>> Start

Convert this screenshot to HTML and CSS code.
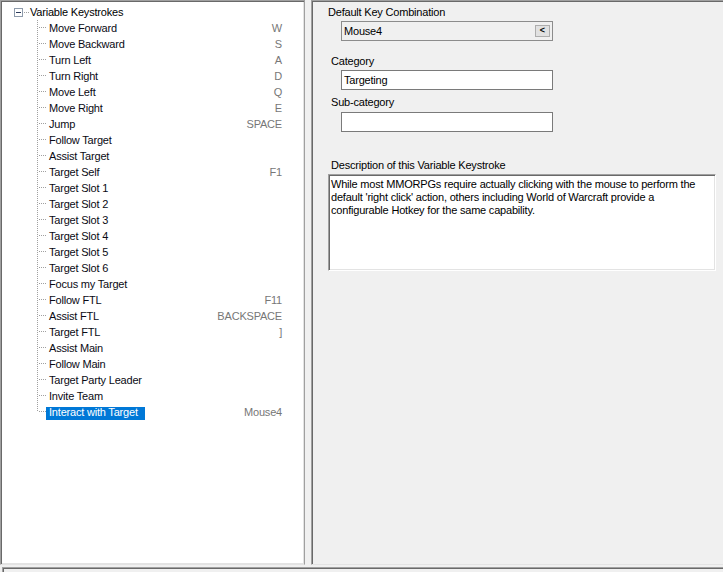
FILE: index.html
```html
<!DOCTYPE html>
<html>
<head>
<meta charset="utf-8">
<link rel="stylesheet" href="styles.css">
</head>
<body>
<div class="window">
  <div class="main">
    <div class="tree-panel">
      <div class="root"><span class="expander"></span><span class="root-dots"></span><span class="root-label">Variable Keystrokes</span></div>
      <div class="children">
        <div class="node"><span class="name">Move Forward</span><span class="key">W</span></div>
        <div class="node"><span class="name">Move Backward</span><span class="key">S</span></div>
        <div class="node"><span class="name">Turn Left</span><span class="key">A</span></div>
        <div class="node"><span class="name">Turn Right</span><span class="key">D</span></div>
        <div class="node"><span class="name">Move Left</span><span class="key">Q</span></div>
        <div class="node"><span class="name">Move Right</span><span class="key">E</span></div>
        <div class="node"><span class="name">Jump</span><span class="key">SPACE</span></div>
        <div class="node"><span class="name">Follow Target</span></div>
        <div class="node"><span class="name">Assist Target</span></div>
        <div class="node"><span class="name">Target Self</span><span class="key">F1</span></div>
        <div class="node"><span class="name">Target Slot 1</span></div>
        <div class="node"><span class="name">Target Slot 2</span></div>
        <div class="node"><span class="name">Target Slot 3</span></div>
        <div class="node"><span class="name">Target Slot 4</span></div>
        <div class="node"><span class="name">Target Slot 5</span></div>
        <div class="node"><span class="name">Target Slot 6</span></div>
        <div class="node"><span class="name">Focus my Target</span></div>
        <div class="node"><span class="name">Follow FTL</span><span class="key">F11</span></div>
        <div class="node"><span class="name">Assist FTL</span><span class="key">BACKSPACE</span></div>
        <div class="node"><span class="name">Target FTL</span><span class="key">]</span></div>
        <div class="node"><span class="name">Assist Main</span></div>
        <div class="node"><span class="name">Follow Main</span></div>
        <div class="node"><span class="name">Target Party Leader</span></div>
        <div class="node"><span class="name">Invite Team</span></div>
        <div class="node selected"><span class="name">Interact with Target</span><span class="key">Mouse4</span></div>
      </div>
    </div>
    <div class="detail-panel">
      <div class="label lbl-key">Default Key Combination</div>
      <div class="keybox"><span class="keytext">Mouse4</span><span class="keybtn">&lt;</span></div>
      <div class="label lbl-cat">Category</div>
      <div class="textbox">Targeting</div>
      <div class="label lbl-sub">Sub-category</div>
      <div class="textbox tb-sub"></div>
      <div class="label lbl-desc">Description of this Variable Keystroke</div>
      <div class="desc">While most MMORPGs require actually clicking with the mouse to perform the<br>default 'right click' action, others including World of Warcraft provide a<br>configurable Hotkey for the same capability.</div>
    </div>
  </div>
  <div class="status"></div>
</div>
</body>
</html>
```

FILE: styles.css
```css
html, body {
  margin: 0;
  padding: 0;
}
body {
  background: #f0f0f0;
  font-family: "Liberation Sans", Arial, sans-serif;
  font-size: 11px;
  letter-spacing: -0.2px;
  color: #000;
  width: 723px;
  height: 572px;
  overflow: hidden;
}
.window {
  display: flex;
  flex-direction: column;
  height: 572px;
}
.main {
  display: flex;
  gap: 6px;
  height: 565px;
}
.tree-panel {
  width: 305px;
  box-sizing: border-box;
  background: #fff;
  border: 1px solid;
  border-color: #a0a0a0 #a0a0a0 #e3e3e3 #a0a0a0;
  box-shadow: inset 1px 1px #696969, inset -1px -1px #e3e3e3;
  padding: 3px 1px 0 1px;
}
.root {
  display: flex;
  align-items: center;
  height: 16px;
  line-height: 16px;
}
.expander {
  width: 9px;
  height: 9px;
  box-sizing: border-box;
  border: 1px solid #8e9bab;
  margin-left: 12px;
  display: flex;
  align-items: center;
  justify-content: center;
  background: #fff;
}
.expander::before {
  content: "";
  width: 5px;
  height: 1px;
  background: #2b3b5c;
}
.root-dots {
  width: 7px;
  height: 1px;
  background: repeating-linear-gradient(to right, #a0a0a0 0 1px, transparent 1px 2px) 1px 0 / 5px 1px no-repeat;
}
.children {
  background: repeating-linear-gradient(to bottom, #a0a0a0 0 1px, transparent 1px 2px) 35px 0 / 1px calc(100% - 8px) no-repeat;
}
.node {
  display: flex;
  height: 16px;
  line-height: 16px;
  padding-right: 21px;
  background: repeating-linear-gradient(to right, #a0a0a0 0 1px, transparent 1px 2px) 37px 7px / 8px 1px no-repeat;
}
.name {
  margin-left: 44px;
  padding: 0 5px 0 3px;
  color: #0a0a14;
}
.node.selected .name {
  background: linear-gradient(transparent 3px, #0078d7 3px);
  color: #fff;
  padding-right: 7px;
}
.key {
  margin-left: auto;
  color: #777;
}
.detail-panel {
  flex: 1;
  display: flex;
  flex-direction: column;
  align-items: flex-start;
  border-top: 1px solid #a0a0a0;
  border-left: 1px solid #a0a0a0;
  border-bottom: 1px solid #e3e3e3;
  box-shadow: inset 1px 1px #696969;
  padding: 1px 0 0 1px;
}
.label {
  height: 16px;
  line-height: 16px;
  white-space: nowrap;
}
.lbl-key { margin: 2px 0 0 15px; }
.lbl-cat { margin: 12px 0 0 18px; }
.lbl-sub { margin: 4px 0 0 18px; }
.lbl-desc { margin: 25px 0 0 18px; }
.keybox {
  margin: 1px 0 0 28px;
  width: 212px;
  height: 20px;
  box-sizing: border-box;
  border: 1px solid #8c8c8c;
  background: #f0f0f0;
  display: flex;
  align-items: center;
  padding-left: 2px;
  line-height: 18px;
}
.keybtn {
  margin-left: auto;
  margin-right: 2px;
  width: 15px;
  height: 12px;
  box-sizing: border-box;
  background: #e1e1e1;
  border: 1px solid #adadad;
  font-size: 9px;
  font-weight: bold;
  line-height: 9px;
  text-align: center;
  letter-spacing: 0;
}
.textbox {
  margin: 1px 0 0 28px;
  width: 212px;
  height: 20px;
  box-sizing: border-box;
  border: 1px solid #7a7a7a;
  background: #fff;
  padding-left: 2px;
  line-height: 18px;
}
.tb-sub { margin-top: 2px; }
.desc {
  margin: 1px 0 0 15px;
  width: 388px;
  height: 97px;
  box-sizing: border-box;
  background: #fff;
  border: 1px solid;
  border-color: #a0a0a0 #fff #fff #a0a0a0;
  box-shadow: inset 1px 1px #696969, inset -1px -1px #e3e3e3;
  padding: 3px 3px 0 2px;
  line-height: 13px;
  white-space: nowrap;
}
.status {
  flex: 1;
  margin: 2px 0 0 2px;
  border-top: 1px solid #a0a0a0;
  border-left: 1px solid #a0a0a0;
  box-shadow: inset 1px 1px #696969;
}
```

>> End

_PROBLEM STATEMENT_.
Set down the complete material exactly, but do not include the images.

_TASK RESPONSE_.
Convert this screenshot to HTML and CSS code.
FILE: index.html
```html
<!DOCTYPE html>
<html>
<head>
<meta charset="utf-8">
<link rel="stylesheet" href="styles.css">
</head>
<body>
<div class="window">
  <div class="main">
    <div class="tree-panel">
      <div class="root"><span class="expander"></span><span class="root-dots"></span><span class="root-label">Variable Keystrokes</span></div>
      <div class="children">
        <div class="node"><span class="name">Move Forward</span><span class="key">W</span></div>
        <div class="node"><span class="name">Move Backward</span><span class="key">S</span></div>
        <div class="node"><span class="name">Turn Left</span><span class="key">A</span></div>
        <div class="node"><span class="name">Turn Right</span><span class="key">D</span></div>
        <div class="node"><span class="name">Move Left</span><span class="key">Q</span></div>
        <div class="node"><span class="name">Move Right</span><span class="key">E</span></div>
        <div class="node"><span class="name">Jump</span><span class="key">SPACE</span></div>
        <div class="node"><span class="name">Follow Target</span></div>
        <div class="node"><span class="name">Assist Target</span></div>
        <div class="node"><span class="name">Target Self</span><span class="key">F1</span></div>
        <div class="node"><span class="name">Target Slot 1</span></div>
        <div class="node"><span class="name">Target Slot 2</span></div>
        <div class="node"><span class="name">Target Slot 3</span></div>
        <div class="node"><span class="name">Target Slot 4</span></div>
        <div class="node"><span class="name">Target Slot 5</span></div>
        <div class="node"><span class="name">Target Slot 6</span></div>
        <div class="node"><span class="name">Focus my Target</span></div>
        <div class="node"><span class="name">Follow FTL</span><span class="key">F11</span></div>
        <div class="node"><span class="name">Assist FTL</span><span class="key">BACKSPACE</span></div>
        <div class="node"><span class="name">Target FTL</span><span class="key">]</span></div>
        <div class="node"><span class="name">Assist Main</span></div>
        <div class="node"><span class="name">Follow Main</span></div>
        <div class="node"><span class="name">Target Party Leader</span></div>
        <div class="node"><span class="name">Invite Team</span></div>
        <div class="node selected"><span class="name">Interact with Target</span><span class="key">Mouse4</span></div>
      </div>
    </div>
    <div class="detail-panel">
      <div class="label lbl-key">Default Key Combination</div>
      <div class="keybox"><span class="keytext">Mouse4</span><span class="keybtn">&lt;</span></div>
      <div class="label lbl-cat">Category</div>
      <div class="textbox">Targeting</div>
      <div class="label lbl-sub">Sub-category</div>
      <div class="textbox tb-sub"></div>
      <div class="label lbl-desc">Description of this Variable Keystroke</div>
      <div class="desc">While most MMORPGs require actually clicking with the mouse to perform the<br>default 'right click' action, others including World of Warcraft provide a<br>configurable Hotkey for the same capability.</div>
    </div>
  </div>
  <div class="status"></div>
</div>
</body>
</html>
```

FILE: styles.css
```css
html, body {
  margin: 0;
  padding: 0;
}
body {
  background: #f0f0f0;
  font-family: "Liberation Sans", Arial, sans-serif;
  font-size: 11px;
  letter-spacing: -0.2px;
  color: #000;
  width: 723px;
  height: 572px;
  overflow: hidden;
}
.window {
  display: flex;
  flex-direction: column;
  height: 572px;
}
.main {
  display: flex;
  gap: 6px;
  height: 565px;
}
.tree-panel {
  width: 305px;
  box-sizing: border-box;
  background: #fff;
  border: 1px solid;
  border-color: #a0a0a0 #a0a0a0 #e3e3e3 #a0a0a0;
  box-shadow: inset 1px 1px #696969, inset -1px -1px #e3e3e3;
  padding: 3px 1px 0 1px;
}
.root {
  display: flex;
  align-items: center;
  height: 16px;
  line-height: 16px;
}
.expander {
  width: 9px;
  height: 9px;
  box-sizing: border-box;
  border: 1px solid #8e9bab;
  margin-left: 12px;
  display: flex;
  align-items: center;
  justify-content: center;
  background: #fff;
}
.expander::before {
  content: "";
  width: 5px;
  height: 1px;
  background: #2b3b5c;
}
.root-dots {
  width: 7px;
  height: 1px;
  background: repeating-linear-gradient(to right, #a0a0a0 0 1px, transparent 1px 2px) 1px 0 / 5px 1px no-repeat;
}
.children {
  background: repeating-linear-gradient(to bottom, #a0a0a0 0 1px, transparent 1px 2px) 35px 0 / 1px calc(100% - 8px) no-repeat;
}
.node {
  display: flex;
  height: 16px;
  line-height: 16px;
  padding-right: 21px;
  background: repeating-linear-gradient(to right, #a0a0a0 0 1px, transparent 1px 2px) 37px 7px / 8px 1px no-repeat;
}
.name {
  margin-left: 44px;
  padding: 0 5px 0 3px;
  color: #0a0a14;
}
.node.selected .name {
  background: linear-gradient(transparent 3px, #0078d7 3px);
  color: #fff;
  padding-right: 7px;
}
.key {
  margin-left: auto;
  color: #777;
}
.detail-panel {
  flex: 1;
  display: flex;
  flex-direction: column;
  align-items: flex-start;
  border-top: 1px solid #a0a0a0;
  border-left: 1px solid #a0a0a0;
  border-bottom: 1px solid #e3e3e3;
  box-shadow: inset 1px 1px #696969;
  padding: 1px 0 0 1px;
}
.label {
  height: 16px;
  line-height: 16px;
  white-space: nowrap;
}
.lbl-key { margin: 2px 0 0 15px; }
.lbl-cat { margin: 12px 0 0 18px; }
.lbl-sub { margin: 4px 0 0 18px; }
.lbl-desc { margin: 25px 0 0 18px; }
.keybox {
  margin: 1px 0 0 28px;
  width: 212px;
  height: 20px;
  box-sizing: border-box;
  border: 1px solid #8c8c8c;
  background: #f0f0f0;
  display: flex;
  align-items: center;
  padding-left: 2px;
  line-height: 18px;
}
.keybtn {
  margin-left: auto;
  margin-right: 2px;
  width: 15px;
  height: 12px;
  box-sizing: border-box;
  background: #e1e1e1;
  border: 1px solid #adadad;
  font-size: 9px;
  font-weight: bold;
  line-height: 9px;
  text-align: center;
  letter-spacing: 0;
}
.textbox {
  margin: 1px 0 0 28px;
  width: 212px;
  height: 20px;
  box-sizing: border-box;
  border: 1px solid #7a7a7a;
  background: #fff;
  padding-left: 2px;
  line-height: 18px;
}
.tb-sub { margin-top: 2px; }
.desc {
  margin: 1px 0 0 15px;
  width: 388px;
  height: 97px;
  box-sizing: border-box;
  background: #fff;
  border: 1px solid;
  border-color: #a0a0a0 #fff #fff #a0a0a0;
  box-shadow: inset 1px 1px #696969, inset -1px -1px #e3e3e3;
  padding: 3px 3px 0 2px;
  line-height: 13px;
  white-space: nowrap;
}
.status {
  flex: 1;
  margin: 2px 0 0 2px;
  border-top: 1px solid #a0a0a0;
  border-left: 1px solid #a0a0a0;
  box-shadow: inset 1px 1px #696969;
}
```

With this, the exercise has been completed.